Add in costs like support staff, and the fact that 80% of medicine and equipment are repurposed from human use. Distributors don't give a shit that it's for animals and will charge a vet clinic the same as a human hospital.

Don't blame the vet for charging $5000 for a surgery. Blame owners who can't afford to raise a pet but have one anyway.

>Don't blame the vet for charging $5000 for a surgery. Blame owners who can't afford to raise a pet but have one anyway.

What an utterly callous statement. We're mostly well paid professionals here on HN, but to suggest that the average american should be able to come up with $500, much less 5k, on a moments notice is laughably out of touch with most people's financial situation.

There is an even more callous meaning that you didn't pick up on for some reason - they're not suggesting the owners should come up with $5000, they're saying the owners should kill or otherwise get rid of their pets once they can't afford them.

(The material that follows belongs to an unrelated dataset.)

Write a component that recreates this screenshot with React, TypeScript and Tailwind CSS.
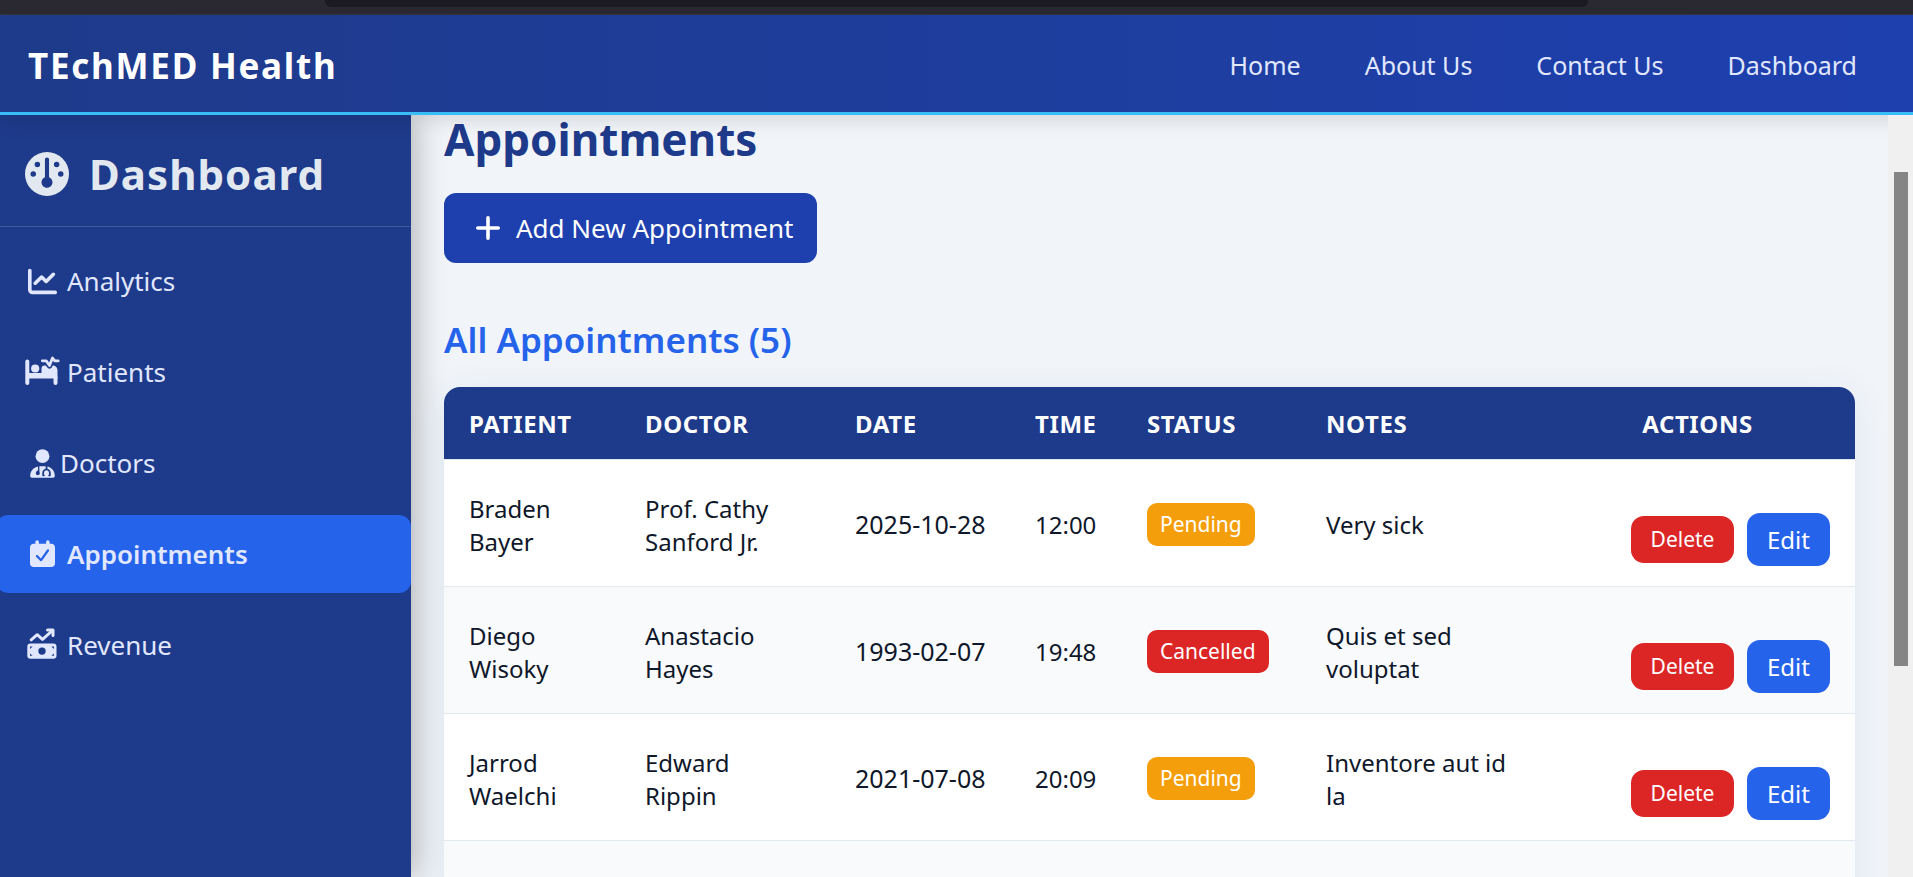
import type { ReactNode } from "react";
import { FaChartLine, FaGauge } from "react-icons/fa6";

function CalendarCheckIcon() {
  return (
    <svg viewBox="0 0 448 512" className="h-[29px] w-[25px]" fill="currentColor" aria-hidden="true">
      <path
        fillRule="evenodd"
        d="M128 0c17.700 0 32 14.300 32 32v32h128V32c0-17.700 14.300-32 32-32s32 14.300 32 32v32h32c35.300 0 64 28.700 64 64v288c0 35.300-28.700 64-64 64H64c-35.300 0-64-28.700-64-64V128c0-35.300 28.700-64 64-64h32V32c0-17.700 14.300-32 32-32zm206 168c-10-8-23-6-30 4L196 326l-57-56c-8-8-20-8-28 0s-8 21 0 29l73 74c5 5 10 6 16 6s11-4 15-9l123-174c7-10 5-22-4-28z"
      />
    </svg>
  );
}

function DoctorIcon() {
  return (
    <svg viewBox="0 0 448 512" className="h-[29px] w-[25px]" fill="currentColor" aria-hidden="true">
      <circle cx="224" cy="124" r="124" />
      <path
        fillRule="evenodd"
        d="M144 309v66c-23 9-40 31-40 57a36 36 0 1 0 72 0c0-26-13-45-8-57v-71h112v45c-36 8-60 38-60 75v44c0 9 6 16 14 16h18c8 0 14-6 14-14s-6-14-14-14v-32c0-26 18-46 44-46s44 20 44 46v32c-8 0-14 6-14 14s6 14 14 14h18c8 0 14-7 14-16v-44c0-37-24-67-60-75v-40c79 19 132 84 132 164v8c0 17-13 30-30 30H34c-17 0-30-13-30-30v-8c0-81 59-149 140-165z"
      />
    </svg>
  );
}

function BedPulseIcon() {
  return (
    <svg viewBox="9.500 6.500 36 33" className="h-[33px] w-9" fill="none" stroke="currentColor" strokeLinecap="round" strokeLinejoin="round" aria-hidden="true">
      <path d="M12.800 12v21.500M41 28v5.500" strokeWidth="4" />
      <path d="M12 23.500h15V19c0-1.800 1.200-3 3-3h8c3 0 5 2 5 5v8H12z" fill="currentColor" stroke="none" />
      <circle cx="20.700" cy="19" r="4.100" fill="currentColor" stroke="none" />
      <path d="M27.500 11.300h4l3.500 4.700 3-7.500 2.300 2.900h3.200" stroke="#1e3a8a" strokeWidth="6" />
      <path d="M27.800 11.300h3.900L35 16l3-7.500 2.300 2.900h3.400" strokeWidth="2.800" />
    </svg>
  );
}

function MoneyTrendIcon() {
  return (
    <svg viewBox="12 5.500 30 34" className="h-[34px] w-[30px]" fill="none" stroke="currentColor" strokeLinecap="round" strokeLinejoin="round" aria-hidden="true">
      <path d="M16.200 17.300l6-5.100 5.300 4.700L37.500 8" strokeWidth="3" />
      <path d="M32.500 7.500H38V13" strokeWidth="3" />
      <path
        fill="currentColor"
        stroke="none"
        fillRule="evenodd"
        d="M15.500 21h22.800a3.200 3.200 0 0 1 3.200 3.200v8.800a3.200 3.200 0 0 1-3.200 3.200H15.500a3.200 3.200 0 0 1-3.200-3.200v-8.800A3.200 3.200 0 0 1 15.500 21zM27 24.900a3.700 3.700 0 1 0 0 7.400 3.700 3.700 0 0 0 0-7.400zM15 24v2.400l2.600-2.400zM39 24v2.400L36.400 24zM15 33.300v-2.400l2.600 2.400zM39 33.300v-2.400l-2.600 2.400z"
      />
    </svg>
  );
}

function PlusIcon() {
  return (
    <svg viewBox="0 0 24 24" className="size-6" fill="none" stroke="currentColor" strokeWidth="3.600" strokeLinecap="round" aria-hidden="true">
      <path d="M12 1.800v20.400M1.800 12h20.400" />
    </svg>
  );
}

const topLinks = ["Home", "About Us", "Contact Us", "Dashboard"];

type SideItem = { label: string; icon: ReactNode; active?: boolean; tight?: boolean };

const sideItems: SideItem[] = [
  { label: "Analytics", icon: <FaChartLine className="size-[29px]" /> },
  { label: "Patients", icon: <BedPulseIcon /> },
  { label: "Doctors", icon: <DoctorIcon />, tight: true },
  { label: "Appointments", icon: <CalendarCheckIcon />, active: true },
  { label: "Revenue", icon: <MoneyTrendIcon /> },
];

type Row = {
  patient: string;
  doctor: string;
  date: string;
  time: string;
  status: "Pending" | "Cancelled";
  notes: string;
};

const rows: Row[] = [
  { patient: "Braden Bayer", doctor: "Prof. Cathy Sanford Jr.", date: "2025-10-28", time: "12:00", status: "Pending", notes: "Very sick" },
  { patient: "Diego Wisoky", doctor: "Anastacio Hayes", date: "1993-02-07", time: "19:48", status: "Cancelled", notes: "Quis et sed voluptat" },
  { patient: "Jarrod Waelchi", doctor: "Edward Rippin", date: "2021-07-08", time: "20:09", status: "Pending", notes: "Inventore aut id la" },
];

const headings = ["Patient", "Doctor", "Date", "Time", "Status", "Notes"];

function BrowserEdge() {
  return (
    <div className="flex h-[15px] shrink-0 justify-center border-b border-[#38363f] bg-[#2b2a33]">
      <div className="h-[7px] w-[66%] rounded-b-md bg-[#1c1b22]" />
    </div>
  );
}

function Header() {
  return (
    <header className="z-20 flex h-[100px] shrink-0 items-center justify-between border-b-3 border-[#38bdf8] bg-linear-to-r from-[#1e3a8a] to-[#1e40af] pr-14 pl-7 shadow-[0_3px_20px_rgba(0,0,0,0.15)]">
      <div className="pt-1.5 text-[35px] font-bold tracking-wider text-white">TEchMED Health</div>
      <nav className="flex gap-16 pt-1 text-[25px] text-[#e0e7ff]">
        {topLinks.map((label) => (
          <a key={label} href="#">
            {label}
          </a>
        ))}
      </nav>
    </header>
  );
}

function Sidebar() {
  return (
    <aside className="z-10 w-[411px] shrink-0 bg-[#1e3a8a] shadow-[3px_0_30px_rgba(0,0,0,0.3)]">
      <div className="flex h-28 items-center gap-5 border-b border-white/15 px-[25px] pt-1.5 text-[#e2e8f0]">
        <FaGauge className="size-11" />
        <span className="text-[42px] font-bold tracking-wide">Dashboard</span>
      </div>
      <nav className="mt-[15px] flex flex-col gap-[13px]">
        {sideItems.map((item) => (
          <a
            key={item.label}
            href="#"
            className={
              "-ml-1 flex h-[78px] items-center rounded-xl pl-7 text-[26px] text-[#e0e7ff] " +
              (item.active ? "bg-[#2563eb] font-semibold" : "") +
              (item.tight ? " gap-0" : " gap-[7px]")
            }
          >
            <span className="flex w-9 justify-center">{item.icon}</span>
            {item.label}
          </a>
        ))}
      </nav>
    </aside>
  );
}

function StatusBadge({ status }: { status: Row["status"] }) {
  return (
    <span
      className={
        "inline-block rounded-[10px] px-[13px] align-middle text-[21px] leading-[43px] text-white " +
        (status === "Pending" ? "bg-[#f59e0b]" : "bg-[#dc2626]")
      }
    >
      {status}
    </span>
  );
}

function AppointmentsTable() {
  return (
    <div className="mt-7 overflow-hidden rounded-t-2xl bg-white shadow-[0_7px_40px_rgba(30,58,138,0.08)]">
      <table className="w-full table-fixed border-collapse text-left text-[24px] leading-[33px] text-[#0f172a]">
        <colgroup>
          <col className="w-[176px]" />
          <col className="w-[210px]" />
          <col className="w-[180px]" />
          <col className="w-[112px]" />
          <col className="w-[179px]" />
          <col className="w-[239px]" />
          <col />
        </colgroup>
        <thead className="bg-[#1e3a8a] tracking-wide text-white uppercase">
          <tr className="h-[72px] border-b border-[#e2e8f0]">
            {headings.map((heading) => (
              <th key={heading} scope="col" className="pt-0.5 pl-[25px] font-bold">
                {heading}
              </th>
            ))}
            <th scope="col" className="pt-0.5 text-center font-bold">
              Actions
            </th>
          </tr>
        </thead>
        <tbody>
          {rows.map((row) => (
            <tr key={row.patient} className="h-[127px] border-b border-[#e2e8f0] odd:bg-white even:bg-[#f8fafc]">
              <td className="px-[25px] pt-1">{row.patient}</td>
              <td className="px-[25px] pt-1">{row.doctor}</td>
              <td className="pt-1 pl-[25px] text-[25px] whitespace-nowrap">{row.date}</td>
              <td className="pt-1 pl-[25px]">{row.time}</td>
              <td className="pt-1 pl-[25px]">
                <StatusBadge status={row.status} />
              </td>
              <td className="px-[25px] pt-1">{row.notes}</td>
              <td className="pr-[25px] pb-5 align-bottom">
                <div className="flex items-center justify-end gap-[13px]">
                  <button type="button" className="h-[47px] w-[103px] rounded-[13px] bg-[#dc2626] text-[21px] text-white">
                    Delete
                  </button>
                  <button type="button" className="h-[53px] w-[83px] rounded-[13px] bg-[#2563eb] text-[24px] text-white">
                    Edit
                  </button>
                </div>
              </td>
            </tr>
          ))}
          <tr className="h-[127px] bg-[#f8fafc]">
            <td colSpan={7} />
          </tr>
        </tbody>
      </table>
    </div>
  );
}

function ScrollTrack() {
  return (
    <div className="z-30 flex w-[25px] shrink-0 flex-col items-center bg-[#f0f0f0] pt-[57px]">
      <div className="h-[70%] w-[14px] bg-[#858585]" />
    </div>
  );
}

export default function App() {
  return (
    <div className="flex h-screen flex-col overflow-hidden bg-[#f1f5f9] font-['Noto_Sans','Open_Sans',sans-serif]">
      <BrowserEdge />
      <Header />
      <div className="flex min-h-0 flex-1">
        <Sidebar />
        <main className="min-w-0 flex-1 px-[33px]">
          <h1 className="text-[44px] leading-[48px] font-bold text-[#1e3a8a]">Appointments</h1>
          <button
            type="button"
            className="mt-[30px] flex h-[70px] items-center gap-4 rounded-xl bg-[#1e40af] pr-6 pl-8 text-[26px] text-white"
          >
            <PlusIcon />
            Add New Appointment
          </button>
          <h2 className="mt-[58px] text-[35px] leading-[38px] font-semibold text-[#2563eb]">All Appointments (5)</h2>
          <AppointmentsTable />
        </main>
        <ScrollTrack />
      </div>
    </div>
  );
}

I think people are missing that the point here is that the prices aren't being set in a competitive market, so $5000 may just be a monopoly price. Maybe pet owners should be forced to pay the cost of treatment, but whether that's $5000 or not is what the FTC is concerned with.

Calling that a monopoly price shows ignorance on what a monopoly is. Even large metropolitan areas have just a handful of emergency vet hospitals. Emergency vet hospitals don't have an army of vets on standby to handle cases. 2-3 is common and they might be just interns/residents supervised by a more experience vet. Scarcity and lack of supply have a much greater effect than collusion.

Pet owners should know this before getting a pet, or properly plan.

Being able to come up with $500 or $5k at a moment's notice is part of pet ownership. If your financial situation prevents coming up with it, don't get a pet. You're just shifting irresponsibility in the guise of anti-corporate crusading.
I expect this line of reasoning from corporate mouthpieces. To hear it from the mouth of a provider speaks to to your values.

I think the following quote applies here:

“It is difficult to get a man to understand something, when his salary depends on his not understanding it.”

So many HNers are libertarian right up until it concerns something they need.

Then it's "why do I have to pay for that!?"

I lost my shit at a redditor for complaining about a $500 overnight bill. $500 for a doctor and three nurses to watch over your animal like a hawk for eight hours, plus IV and medicine, is a damn bargain. I thought HN crowd would be smarter than that.
In which country was this in do you know? I don't know if a price like that is even possible in the states lol
This was pre-COVID in suburban midwest, if I recall. On the low-end of the estimate, and nothing happened that required intervention, but certainly possible in the market location. Major city? Good luck.